I was inspired by considering the following:
$$\left(\sum_{i=1}^n i\right)^2=\sum_{i=1}^n i^3$$
Are there exact formulas for the sums of the powers of the integers? For example, we have:
$$\sum_{i=1}^n i={n(n+1)\over 2}$$
$$\sum_{i=1}^n i^2={n(n+1)(2n+1)\over 6}$$
Do we have more of these? Then I began to consider them using binomial notation:
$$\sum_{i=1}^n i={n(n+1)\over 2}={n+1\choose 2}$$
$$\sum_{i=1}^n i^2={n(n+1)(2n+1)\over 6}={n+1\choose 3}+{n\choose 3}$$
Upon further searching, I managed to come up with the following:
$$\sum_{i=1}^n i^3={n+2\choose 4}+4{n+1\choose 4}+{n\choose 4}={n+1\choose 2}^2$$
$$\sum_{i=1}^n i^4={n+3\choose 5}+11{n+2\choose 5}+11{n+1\choose 5}+{n\choose 5}$$
$$\sum_{i=1}^n i^5={n+4\choose 6}+26{n+3\choose 6}+66{n+2\choose 6}+26{n+1\choose 6}+{n\choose 6}$$
I know that these could also be written in terms of decreasing choice (i.e., $a{n\choose 5}+b{n\choose 4}+c{n\choose 3}+\dots$), but I wonder about the particular coefficients displayed here.

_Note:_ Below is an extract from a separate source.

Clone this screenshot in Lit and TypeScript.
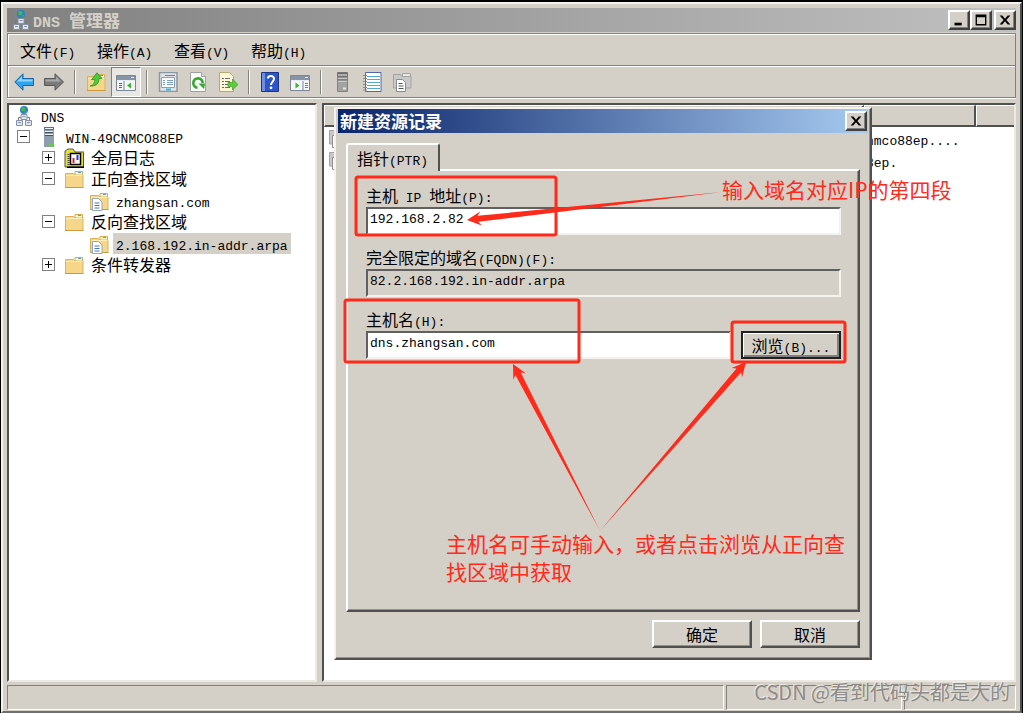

Note that these coefficients are the same ones that would be used if the formula were to generate the sequence of "powers of n" instead of the sum over them due to the identity ${n+1\choose k+1}-{n\choose k+1}={n\choose k}$. I have found a recursive formula for them given exponent $k$:
$$a_k(i)=i^k-\sum_{j=1}^{i-1}a_k(j){k+i-j\choose k}$$
The first few sequences are:
1 = 1!
1 1 = 2!
1 4 1 = 3!
1 11 11 1 = 4!
1 26 66 26 1 = 5!
So my questions are:
- Does the sequence of coefficients for a given $k$ have a name? I see that for each $k$ the sum over the sequence is $k!$. Note that the Bernoulli numbers are not the same as these since these are constructed individually for each $k$, and for all $i\gt k, a_k(i)=0$.
- These sequences are symmetrical and appear to have properties very similar to that of Pascal's Triangle. Is there a simple rule to generate them along the same lines?